Will you write out the data exactly, excluding every picture?

-- Begin --

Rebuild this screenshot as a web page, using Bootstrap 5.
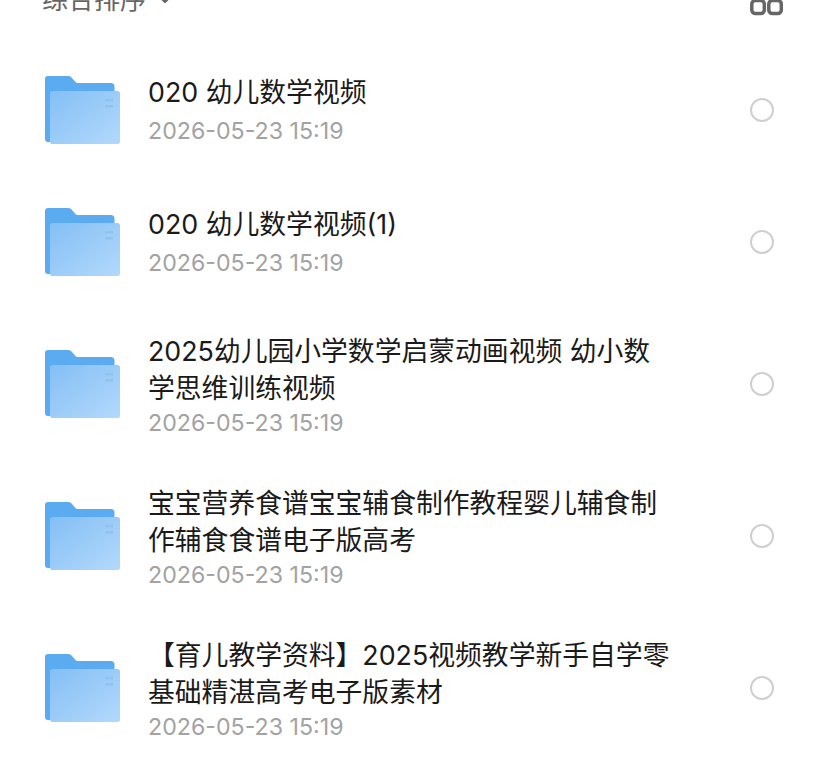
<!DOCTYPE html>
<html lang="zh-CN">

<head>
    <meta charset="UTF-8">
    <meta name="viewport" content="width=device-width, initial-scale=1.0">
    <title>文件列表</title>
    <link href="https://cdn.jsdelivr.net/npm/bootstrap@5.3.3/dist/css/bootstrap.min.css" rel="stylesheet">
    <style>
        html, body { height: 764px; overflow: hidden; background: #fff; }
        body { font-family: Inter, "Noto Sans CJK SC", sans-serif; }

        .sort-bar { height: 74px; margin-top: -30px; padding: 0 45px 0 42px; }
        .sort-label { font-size: 26px; color: #666; line-height: 32px; margin-top: 14px; }
        .sort-caret { margin-left: 13px; margin-top: 26px; }
        .view-icon { margin-top: 12px; }

        .file-row { padding-left: 45px; padding-right: 54px; }
        .file-row.one-line { height: 132px; }
        .file-row.two-line { height: 152px; }
        .file-info { margin-left: 28px; width: 528px; }
        .two-line .file-info { padding-top: 1px; }
        .one-line .file-info { padding-bottom: 2px; }
        .file-name { font-size: 26.8px; line-height: 37px; color: #1a1a1a; }
        .file-date { font-size: 23.2px; line-height: 28px; color: #a3a3a3; margin-top: 2px; }
        .one-line .file-date { margin-top: 6px; }
        .pick-circle { width: 24px; height: 24px; border: 2px solid #cfcfcf; border-radius: 50%; margin-bottom: 1px; }
    </style>
</head>

<body>

    <!-- 排序栏 -->
    <div class="sort-bar d-flex align-items-start">
        <span class="sort-label">综合排序</span>
        <svg class="sort-caret" width="12" height="8" viewBox="0 0 12 8"><path d="M1.5 1.5 6 6l4.5-4.5" fill="none" stroke="#666" stroke-width="2.2" stroke-linecap="round" stroke-linejoin="round"/></svg>
        <svg class="view-icon ms-auto" width="33" height="34" viewBox="0 0 33 34">
            <rect x="1.8" y="18.5" width="12.5" height="13" rx="3.5" fill="none" stroke="#666" stroke-width="3.5"/>
            <rect x="18.8" y="18.5" width="12.5" height="13" rx="3.5" fill="none" stroke="#666" stroke-width="3.5"/>
        </svg>
    </div>

    <!-- 文件夹列表 -->
    <div id="fileList"></div>

    <script>
        const files = [
            { name: '020 幼儿数学视频', rowClass: 'one-line' },
            { name: '020 幼儿数学视频(1)', rowClass: 'one-line' },
            { name: '2025幼儿园小学数学启蒙动画视频 幼小数学思维训练视频', rowClass: 'two-line' },
            { name: '宝宝营养食谱宝宝辅食制作教程婴儿辅食制作辅食食谱电子版高考', rowClass: 'two-line' },
            { name: '【育儿教学资料】2025视频教学新手自学零基础精湛高考电子版素材', rowClass: 'two-line' }
        ];

        const folderIcon = (i) => `
            <svg width="75" height="68" viewBox="0 0 75 68" class="flex-shrink-0">
                <defs>
                    <linearGradient id="front${i}" x1="0" y1="0" x2="1" y2="1">
                        <stop offset="0" stop-color="#84bff4"/>
                        <stop offset="1" stop-color="#b3d9fc"/>
                    </linearGradient>
                </defs>
                <path d="M3 0H23c2 0 3 .8 4.200 2.200L30 5.500c1 1 2 1.500 3.500 1.500H66c2 0 3.500 1.500 3.500 3.500V66H3c-2 0-3-1.300-3-3V3C0 1.300 1.300 0 3 0Z" fill="#5aabf0"/>
                <rect x="5" y="15" width="70" height="53" rx="2.500" fill="url(#front${i})"/>
                <rect x="60" y="23" width="8" height="2.500" fill="#90c3ef"/>
                <rect x="60" y="29" width="8" height="2.500" fill="#90c3ef"/>
            </svg>`;

        document.getElementById('fileList').innerHTML = files.map((file, i) => `
            <div class="file-row ${file.rowClass} d-flex align-items-center">
                ${folderIcon(i)}
                <div class="file-info">
                    <div class="file-name">${file.name}</div>
                    <div class="file-date">2026-05-23 15:19</div>
                </div>
                <div class="pick-circle ms-auto flex-shrink-0"></div>
            </div>`).join('');
    </script>

    <script src="https://cdn.jsdelivr.net/npm/bootstrap@5.3.3/dist/js/bootstrap.bundle.min.js"></script>

</body>

</html>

-- End --

Correct response:
Rebuild this screenshot as a web page, using Bootstrap 5.
<!DOCTYPE html>
<html lang="zh-CN">

<head>
    <meta charset="UTF-8">
    <meta name="viewport" content="width=device-width, initial-scale=1.0">
    <title>文件列表</title>
    <link href="https://cdn.jsdelivr.net/npm/bootstrap@5.3.3/dist/css/bootstrap.min.css" rel="stylesheet">
    <style>
        html, body { height: 764px; overflow: hidden; background: #fff; }
        body { font-family: Inter, "Noto Sans CJK SC", sans-serif; }

        .sort-bar { height: 74px; margin-top: -30px; padding: 0 45px 0 42px; }
        .sort-label { font-size: 26px; color: #666; line-height: 32px; margin-top: 14px; }
        .sort-caret { margin-left: 13px; margin-top: 26px; }
        .view-icon { margin-top: 12px; }

        .file-row { padding-left: 45px; padding-right: 54px; }
        .file-row.one-line { height: 132px; }
        .file-row.two-line { height: 152px; }
        .file-info { margin-left: 28px; width: 528px; }
        .two-line .file-info { padding-top: 1px; }
        .one-line .file-info { padding-bottom: 2px; }
        .file-name { font-size: 26.8px; line-height: 37px; color: #1a1a1a; }
        .file-date { font-size: 23.2px; line-height: 28px; color: #a3a3a3; margin-top: 2px; }
        .one-line .file-date { margin-top: 6px; }
        .pick-circle { width: 24px; height: 24px; border: 2px solid #cfcfcf; border-radius: 50%; margin-bottom: 1px; }
    </style>
</head>

<body>

    <!-- 排序栏 -->
    <div class="sort-bar d-flex align-items-start">
        <span class="sort-label">综合排序</span>
        <svg class="sort-caret" width="12" height="8" viewBox="0 0 12 8"><path d="M1.5 1.5 6 6l4.5-4.5" fill="none" stroke="#666" stroke-width="2.2" stroke-linecap="round" stroke-linejoin="round"/></svg>
        <svg class="view-icon ms-auto" width="33" height="34" viewBox="0 0 33 34">
            <rect x="1.8" y="18.5" width="12.5" height="13" rx="3.5" fill="none" stroke="#666" stroke-width="3.5"/>
            <rect x="18.8" y="18.5" width="12.5" height="13" rx="3.5" fill="none" stroke="#666" stroke-width="3.5"/>
        </svg>
    </div>

    <!-- 文件夹列表 -->
    <div id="fileList"></div>

    <script>
        const files = [
            { name: '020 幼儿数学视频', rowClass: 'one-line' },
            { name: '020 幼儿数学视频(1)', rowClass: 'one-line' },
            { name: '2025幼儿园小学数学启蒙动画视频 幼小数学思维训练视频', rowClass: 'two-line' },
            { name: '宝宝营养食谱宝宝辅食制作教程婴儿辅食制作辅食食谱电子版高考', rowClass: 'two-line' },
            { name: '【育儿教学资料】2025视频教学新手自学零基础精湛高考电子版素材', rowClass: 'two-line' }
        ];

        const folderIcon = (i) => `
            <svg width="75" height="68" viewBox="0 0 75 68" class="flex-shrink-0">
                <defs>
                    <linearGradient id="front${i}" x1="0" y1="0" x2="1" y2="1">
                        <stop offset="0" stop-color="#84bff4"/>
                        <stop offset="1" stop-color="#b3d9fc"/>
                    </linearGradient>
                </defs>
                <path d="M3 0H23c2 0 3 .8 4.200 2.200L30 5.500c1 1 2 1.500 3.500 1.500H66c2 0 3.500 1.500 3.500 3.500V66H3c-2 0-3-1.300-3-3V3C0 1.300 1.300 0 3 0Z" fill="#5aabf0"/>
                <rect x="5" y="15" width="70" height="53" rx="2.500" fill="url(#front${i})"/>
                <rect x="60" y="23" width="8" height="2.500" fill="#90c3ef"/>
                <rect x="60" y="29" width="8" height="2.500" fill="#90c3ef"/>
            </svg>`;

        document.getElementById('fileList').innerHTML = files.map((file, i) => `
            <div class="file-row ${file.rowClass} d-flex align-items-center">
                ${folderIcon(i)}
                <div class="file-info">
                    <div class="file-name">${file.name}</div>
                    <div class="file-date">2026-05-23 15:19</div>
                </div>
                <div class="pick-circle ms-auto flex-shrink-0"></div>
            </div>`).join('');
    </script>

    <script src="https://cdn.jsdelivr.net/npm/bootstrap@5.3.3/dist/js/bootstrap.bundle.min.js"></script>

</body>

</html>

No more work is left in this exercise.